----- DATA PROVIDED

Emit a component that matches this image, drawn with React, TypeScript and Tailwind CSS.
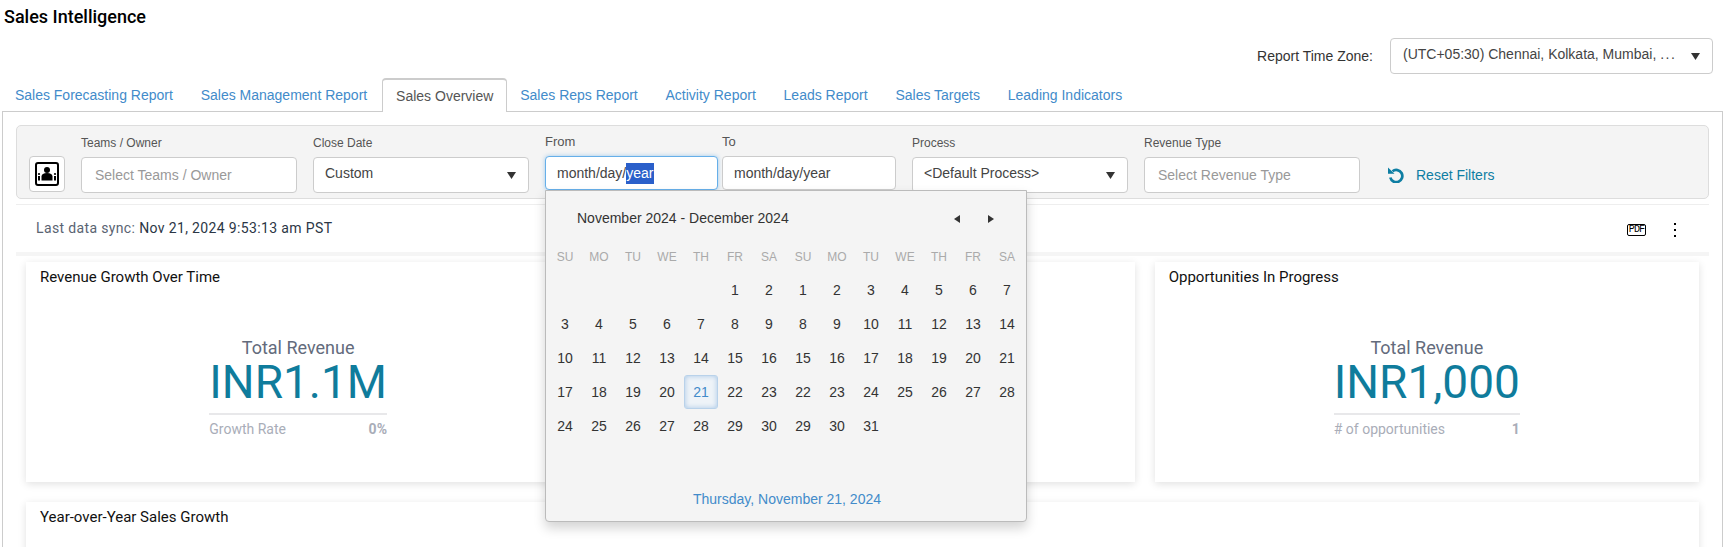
const tabs = [
  "Sales Forecasting Report",
  "Sales Management Report",
  "Sales Overview",
  "Sales Reps Report",
  "Activity Report",
  "Leads Report",
  "Sales Targets",
  "Leading Indicators",
];

const weekdays = ["SU", "MO", "TU", "WE", "TH", "FR", "SA", "SU", "MO", "TU", "WE", "TH", "FR", "SA"];

const dayRows: (number | null)[][] = [
  [null, null, null, null, null, 1, 2, 1, 2, 3, 4, 5, 6, 7],
  [3, 4, 5, 6, 7, 8, 9, 8, 9, 10, 11, 12, 13, 14],
  [10, 11, 12, 13, 14, 15, 16, 15, 16, 17, 18, 19, 20, 21],
  [17, 18, 19, 20, 21, 22, 23, 22, 23, 24, 25, 26, 27, 28],
  [24, 25, 26, 27, 28, 29, 30, 29, 30, 31, null, null, null, null],
  [null, null, null, null, null, null, null, null, null, null, null, null, null, null],
];

const Caret = () => (
  <svg width="9" height="7" viewBox="0 0 9 7" className="shrink-0">
    <polygon points="0,0 9,0 4.5,7" fill="#333" />
  </svg>
);

const TeamIcon = () => (
  <svg width="24" height="24" viewBox="0 0 24 24">
    <rect x="1" y="1" width="22" height="22" rx="2" fill="#fff" stroke="#000" strokeWidth="2" />
    <circle cx="12" cy="8" r="3" fill="#000" />
    <path d="M6.500 18.500v-4c0-2 2-3.500 5.500-3.500s5.500 1.500 5.500 3.500v4z" fill="#000" />
    <circle cx="4" cy="12" r="1.100" fill="#000" />
    <circle cx="20" cy="12" r="1.100" fill="#000" />
    <rect x="3" y="14" width="2" height="4.500" fill="#000" />
    <rect x="19" y="14" width="2" height="4.500" fill="#000" />
  </svg>
);

const ResetIcon = () => (
  <svg width="16" height="16" viewBox="0 0 16 16" className="mr-[12px]" fill="none">
    <path d="M4.500 4.200A6.100 6.100 0 1 1 2.300 10.500" stroke="#0e7ea3" strokeWidth="2.700" />
    <polygon points="0,0.500 0,6.800 6.500,6.800" fill="#0e7ea3" />
  </svg>
);

const Label = ({ children }: { children: string }) => (
  <div className="text-[12px] leading-[14px] text-[#555] mb-[7px]">{children}</div>
);

const TextField = ({ label, placeholder, className }: { label: string; placeholder: string; className: string }) => (
  <div className={className}>
    <Label>{label}</Label>
    <div className="h-[36px] bg-white border border-[#ccc] rounded-[4px] flex items-center px-[13px] text-[14px] text-[#999]">
      {placeholder}
    </div>
  </div>
);

const SelectField = ({ label, value, className }: { label: string; value: string; className: string }) => (
  <div className={className}>
    <Label>{label}</Label>
    <div className="h-[36px] bg-white border border-[#ccc] rounded-[4px] flex items-center justify-between pl-[11px] pr-[12px] text-[14px] text-[#444]">
      <span className="-mt-[3px]">{value}</span>
      <Caret />
    </div>
  </div>
);

const Metric = ({ value, rowLabel, rowValue }: { value: string; rowLabel: string; rowValue: string }) => (
  <div className="flex justify-center pt-[50px]">
    <div className="inline-flex flex-col items-stretch">
      <div className="text-center text-[18px] leading-[22px] text-[#636b7c]">Total Revenue</div>
      <div className="-mt-[2px] text-center text-[46px] leading-[50px] text-[#0f7c9c]">{value}</div>
      <div className="h-[2px] bg-[#e8e8ea] mt-[6px]" />
      <div className="flex justify-between text-[14px] leading-[18px] mt-[5px] text-[#a9adb8]">
        <span>{rowLabel}</span>
        <span className="font-bold">{rowValue}</span>
      </div>
    </div>
  </div>
);

const Card = ({ title, className, children }: { title: string; className: string; children?: React.ReactNode }) => (
  <div className={`bg-white shadow-[0_2px_8px_rgba(0,0,0,0.12)] font-['Roboto',sans-serif] ${className}`}>
    <div className="h-[25px] pl-[14px] pt-[6px] text-[15px] leading-[18px] text-[#111]">{title}</div>
    {children}
  </div>
);

export default function App() {
  return (
    <div className="relative w-[1733px] h-[547px] overflow-hidden bg-white font-['Liberation_Sans',sans-serif]">
      <div className="h-[32px] pl-[4px] flex items-center text-[18px] font-medium text-black font-['Roboto',sans-serif]">
        Sales Intelligence
      </div>

      <div className="mt-[6px] flex justify-end items-center pr-[20px] h-[36px]">
        <span className="text-[14px] text-[#333] mr-[17px] mt-[1px]">Report Time Zone:</span>
        <div className="w-[323px] h-[36px] bg-white border border-[#ccc] rounded-[4px] flex items-center justify-between pl-[12px] pr-[12px] text-[14px] text-[#444]">
          <span className="-mt-[3px]">
            (UTC+05:30) Chennai, Kolkata, Mumbai, <span className="tracking-[1.500px]">...</span>
          </span>
          <Caret />
        </div>
      </div>

      <div className="mt-[4px] pl-[1px] flex h-[33px]">
        {tabs.map((tab) =>
          tab === "Sales Overview" ? (
            <div
              key={tab}
              className="relative z-10 ml-[1px] -mr-[1px] h-[34px] px-[13px] flex items-center bg-white border border-[#ccc] border-t-2 border-b-0 rounded-t-[4px] text-[14px] text-[#555]"
            >
              {tab}
            </div>
          ) : (
            <div key={tab} className="h-[33px] px-[13.900px] flex items-center pt-[2px] text-[14px] text-[#428bca]">
              {tab}
            </div>
          ),
        )}
      </div>

      <div className="ml-[2px] w-[1721px] h-[500px] border border-[#ccc]">
        <div className="mx-[13px] mt-[13px] h-[74px] bg-[#f4f4f4] border border-[#ddd] rounded-[5px] flex pl-[12px]">
          <div className="mt-[30px] w-[36px] h-[36px] bg-white border border-[#ccc] rounded-[4px] flex items-center justify-center">
            <TeamIcon />
          </div>
          <TextField label="Teams / Owner" placeholder="Select Teams / Owner" className="ml-[16px] mt-[10px] w-[216px]" />
          <SelectField label="Close Date" value="Custom" className="ml-[16px] mt-[10px] w-[216px]" />

          <div className="ml-[16px] mt-[8px] w-[173px]">
            <div className="text-[13px] leading-[15px] text-[#555] mb-[7px]">From</div>
            <div className="h-[34px] bg-white border border-[#66afe9] rounded-[4px] shadow-[0_0_4px_rgba(102,175,233,0.6)] flex items-center pl-[11px] text-[14px] text-[#444]">
              month/day/<span className="bg-[#2a5fca] text-white">year</span>
            </div>
          </div>
          <div className="ml-[4px] mt-[8px] w-[174px]">
            <div className="text-[13px] leading-[15px] text-[#555] mb-[7px]">To</div>
            <div className="h-[34px] bg-white border border-[#ccc] rounded-[4px] flex items-center pl-[11px] text-[14px] text-[#444]">
              month/day/year
            </div>
          </div>

          <SelectField label="Process" value="<Default Process>" className="ml-[16px] mt-[10px] w-[216px]" />
          <TextField label="Revenue Type" placeholder="Select Revenue Type" className="ml-[16px] mt-[10px] w-[216px]" />

          <div className="ml-[28px] mt-[31px] h-[36px] flex items-center text-[14px] text-[#0e7ea3]">
            <ResetIcon />
            Reset Filters
          </div>
        </div>

        <div className="mx-[13px] mt-[5px] h-[48px] border-t border-[#eee] flex items-center justify-between pl-[20px] pr-[33px] text-[14px] tracking-[0.360px] font-['Roboto',sans-serif]">
          <div className="text-[#5a6472]">
            Last data sync: <span className="text-[#2b3645]">Nov 21, 2024 9:53:13 am PST</span>
          </div>
          <div className="flex items-center mt-[2px]">
            <span className="h-[12px] w-[19px] flex items-center justify-center border border-black rounded-[2px] text-[10px] tracking-[-0.800px] leading-none text-black font-['Liberation_Mono',monospace]">
              PDF
            </span>
            <div className="ml-[28px] flex flex-col gap-[4px]">
              <span className="w-[2px] h-[2px] bg-black" />
              <span className="w-[2px] h-[2px] bg-black" />
              <span className="w-[2px] h-[2px] bg-black" />
            </div>
          </div>
        </div>
        <div className="mx-[13px] h-[4px] bg-[#f5f5f5]" />

        <div className="mx-[23px] mt-[6px] grid grid-cols-3 gap-x-[20px] gap-y-[20px]">
          <Card title="Revenue Growth Over Time" className="h-[220px]">
            <Metric value="INR1.1M" rowLabel="Growth Rate" rowValue="0%" />
          </Card>
          <Card title="" className="h-[220px]" />
          <Card title="Opportunities In Progress" className="h-[220px]">
            <Metric value="INR1,000" rowLabel="# of opportunities" rowValue="1" />
          </Card>
          <Card title="Year-over-Year Sales Growth" className="col-span-3 h-[200px]" />
        </div>
      </div>

      <div className="absolute left-[545px] top-[190px] w-[482px] h-[332px] bg-[#f4f4f4] border border-[#bbb] rounded-b-[4px] shadow-[0_6px_12px_rgba(0,0,0,0.175)] pl-[2px]">
        <div className="h-[50px] flex items-center justify-between pl-[29px] pr-[32px] pt-[5px] text-[14px] text-[#333]">
          <span>November 2024 - December 2024</span>
          <div className="flex items-center gap-[28px]">
            <svg width="6" height="8" viewBox="0 0 6 8">
              <polygon points="6,0 6,8 0,4" fill="#333" />
            </svg>
            <svg width="6" height="8" viewBox="0 0 6 8">
              <polygon points="0,0 0,8 6,4" fill="#333" />
            </svg>
          </div>
        </div>
        <div className="grid grid-cols-[repeat(14,34px)] auto-rows-[34px] text-[14px] text-[#333]">
          {weekdays.map((d, i) => (
            <div key={i} className="h-[32px] flex items-center justify-center text-[12px] text-[#aaa]">
              {d}
            </div>
          ))}
          {dayRows.flat().map((d, i) =>
            i === 46 ? (
              <div
                key={i}
                className="-mt-[2px] h-[34px] flex items-center justify-center rounded-[3px] border border-[#b9d2ea] bg-[#eef3f8] shadow-[inset_0_0_5px_rgba(120,170,220,0.6)] text-[#428bca]"
              >
                {d}
              </div>
            ) : (
              <div key={i} className="-mt-[2px] h-[34px] flex items-center justify-center">
                {d}
              </div>
            ),
          )}
        </div>
        <div className="h-[40px] flex items-center justify-center text-[14px] text-[#428bca]">Thursday, November 21, 2024</div>
      </div>
    </div>
  );
}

----------

◆ **CHALLENGE**:
Look through the data above. Each line containing the word "React" needs to be copied.

◆ **FULL RESPONSE**:
Emit a component that matches this image, drawn with React, TypeScript and Tailwind CSS.
const Card = ({ title, className, children }: { title: string; className: string; children?: React.ReactNode }) => (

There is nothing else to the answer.